How can I avoid probate?

When I speak with clients about their estate plan, they often tell me they want to avoid probate.

“Oh really?” I ask.

“Yes, my mom’s sister had to do probate for her cousin who passed away, and it was a big mess. It took them over a year to sort everything out, and then they had to pay taxes on top of that!” They’ll say ruefully, as if they had to go through the arduous process themselves.

And that’s when I have to gently explain to them, as I am about to explain to you, what we can do to avoid probate….

  • Brain dump all of your assets, no matter how small, and all of your debts;

  • If you own real estate, title the property jointly with someone else you trust or else see if your state allows TOD deeds or life estates for real property;

  • Double and triple check that every investment account you own has a designated beneficiary and contingent beneficiary;

  • Add someone to your bank accounts as joint owners (you have to trust them!);

  • If you own a car, jointly title the car or execute a TOD deed

  • Remember that AVOIDING PROBATE DOES NOT MEAN YOU AVOID PAYING TAXES.

If all of that seems like a lot of work, you can also look into setting up a trust for all of your assets and dumping everything in there.

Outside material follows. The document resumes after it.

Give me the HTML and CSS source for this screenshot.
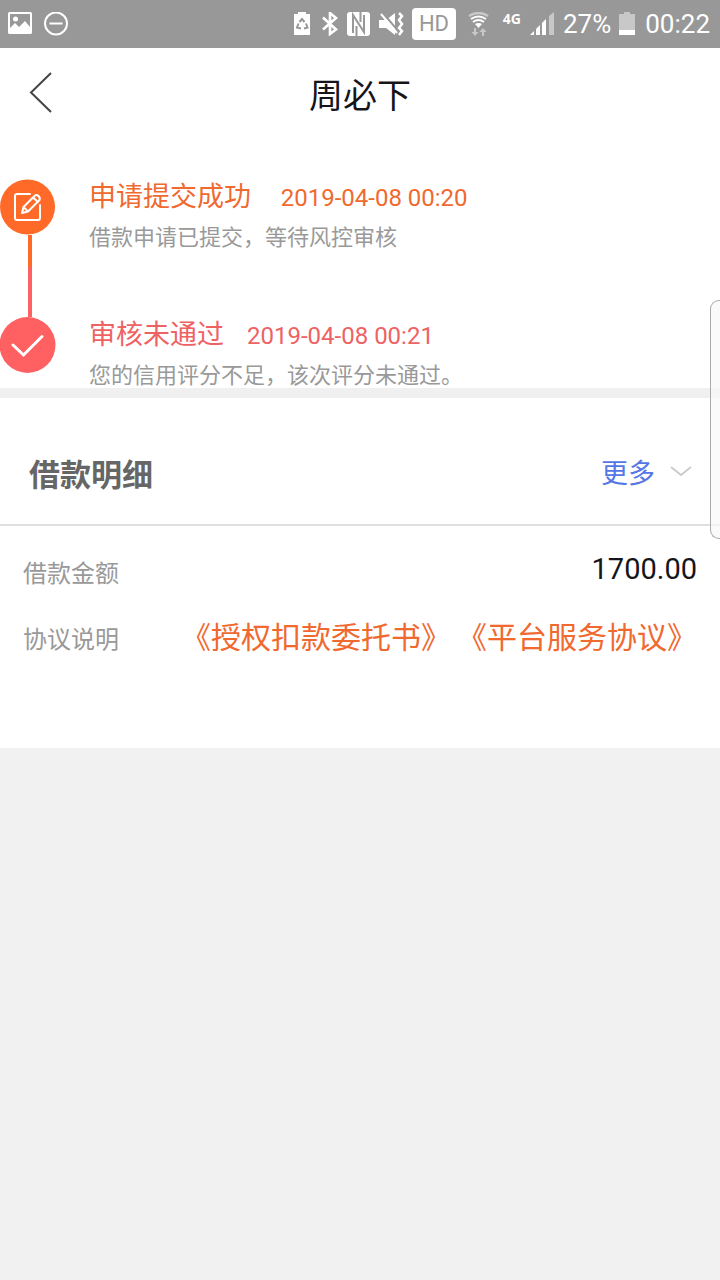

Unfortunately, the work involved in setting that up and maintaining the trust is just as difficult and time consuming as my bullet-pointed list above.

So much of whether or not your estate will be probated depends on the circumstances that surround you at the time of your death - are you the surviving spouse or the last spouse to die? Did you have children, and if so, are they adults or minors at the time of your passing? Have you kept up with your estate plan meticulously so that every asset is properly designated so that it will not be considered a probate asset at the time of your death?

What does probate cost?

Always an important question to ask, and always difficult to give precise answers. There are filing fees associated with probate court, and the more supervision a probate case has, the more the filing fees are.

Some states allow attorneys to take a percentage of the estate as their fee for probating the estate, which can range between 7% - 15%. Other attorneys charge an hourly rate to probate an estate. Generally, the cost for an attorney to probate a fairly simple case can range between $3,000 - $10,000. This expense alone is usually enough to make people clutch their pearls and wipe their brow, resolute in keeping the attorneys from “taking” money from their estate when it could go to their children or other beneficiaries.

But if beneficiaries don’t get along, and fight about everything, costs will go up. Appraisers to determine the value of antiques, jewelry, and real estate are often used to determine value when the PR is creating the inventory of assets to submit to the probate court. If a house needs to be sold, broker fees and the costs associated with closing on a house usually come out of probate assets.

And there are often fees no one expects when tying up the administrative threads of a person’s life - fees to close an account with a utility company, broker fees to close out an investment

account, Homeowners Association fees for failing to maintain a mowed lawn after Gramma died.

Generally, the costs of probating an estate can be significant enough that people will want to try to avoid it. Attorneys tend to think of probate and estate planning in this way: you can either pay for the expense of setting up the proper estate plan for your specific situation so that your loved ones don’t have to pay at the end, or have your loved ones pay at the end because you didn’t plan sufficiently.